A relatively new technology may offer an alternative to the extended control lines and umbilicals. Rather than running control and umbilicals back to the host platform, it may be possible to place a buoy above the subsea well and connect the two with umbilicals and control lines. The buoy would relay commands radioed from the host platform to the subsea manifold, eliminating the need to tieback the umbilical and control lines. As far as remote telemetric control systems, Peart said Shell has considered these in the past, but so far has been able to accomplish its extended tiebacks with conventional control systems. Still, he did not rule out the role these new systems might play in tiebacks of greater distance.

"As you go to 100-mile tiebacks, I think you have to open the door again to those types of technologies," he said.
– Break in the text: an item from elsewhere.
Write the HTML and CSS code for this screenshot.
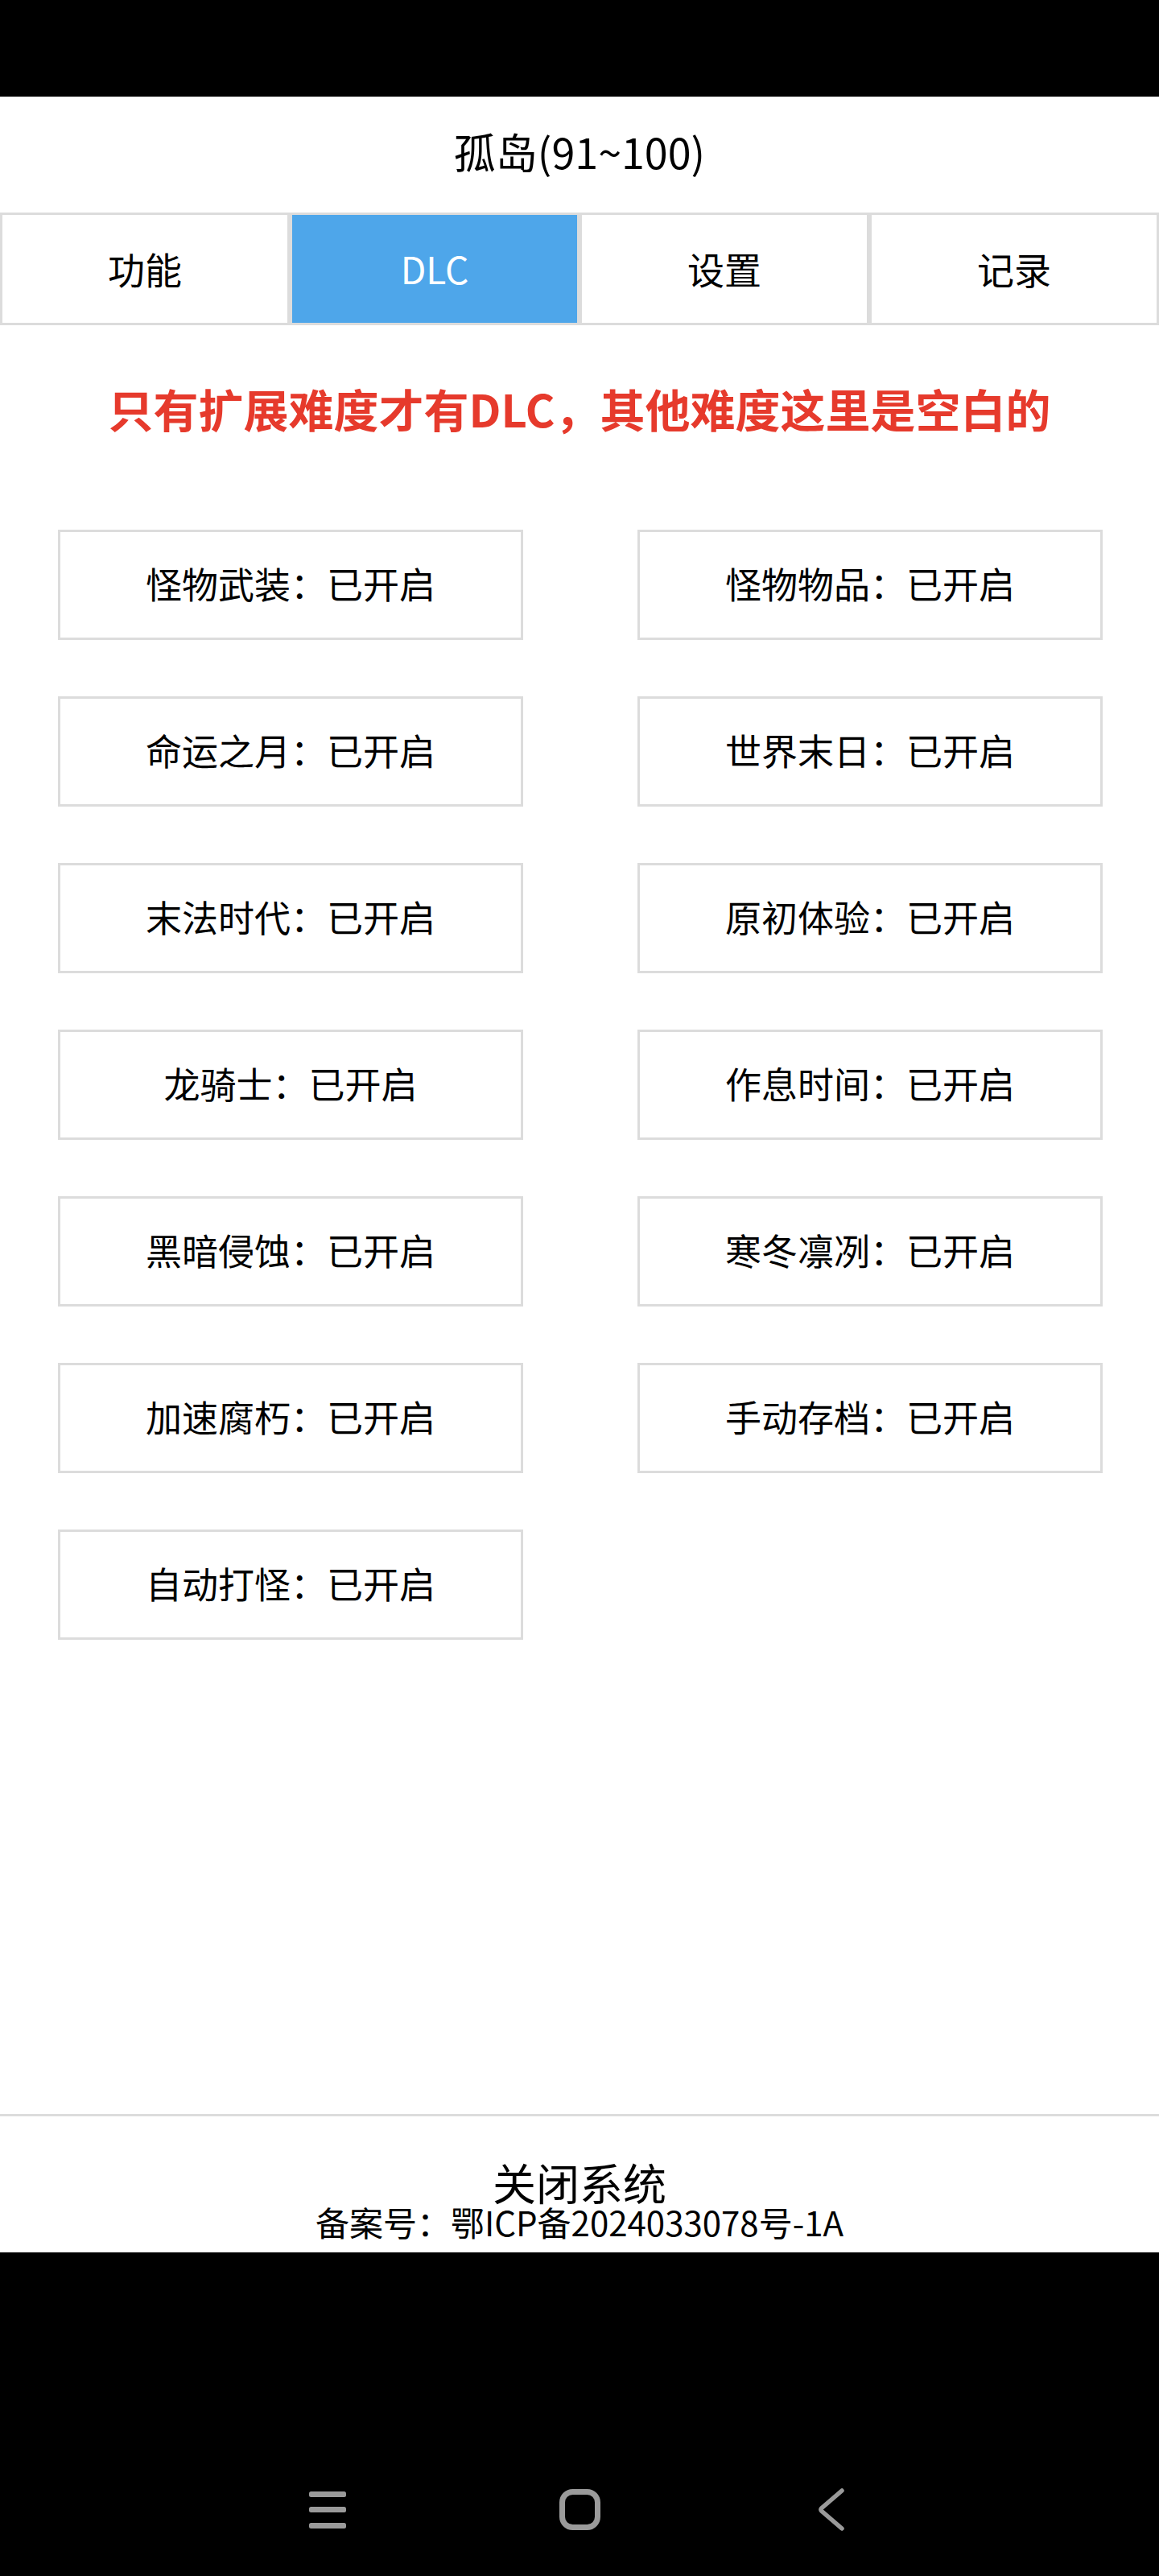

With the Mensa 68-mile tieback, Shell designed for a reservoir thought to be dry gas with very little water and substantial pressure support that would die rather quickly. Given this profile Shell opted for a very straightforward system with little flexibility and relatively low costs. From a technology perspective, the hardware could be extended to accommodate the reservoir performance and size without the need for many optional extras. It is this scenario Peart reflects, in his opinion of what type field would most likely lead to the first 100-mile tieback.

The first site

Shell Deepwater has concentrated its longer tiebacks in the Gulf of Mexico, although there are some extended subsea tie backs in the North Sea (the tieback on the Troll Osberg Gas Injection project in the Norwegian sector of the North Sea was 30 miles). Peart said this does not mean the ultimate tieback would follow this pattern. He believes it could in fact occur anywhere.

Even though there is more infrastructure in the mature theaters than in frontier areas, the real test for a long-distance subsea tieback is the economics. If a field was far enough from the "grid" that a 100-mile tieback would be needed, then the choice is between surface and subsea systems.

"I think hardware-wise, we could reach to 100 miles," Peart said.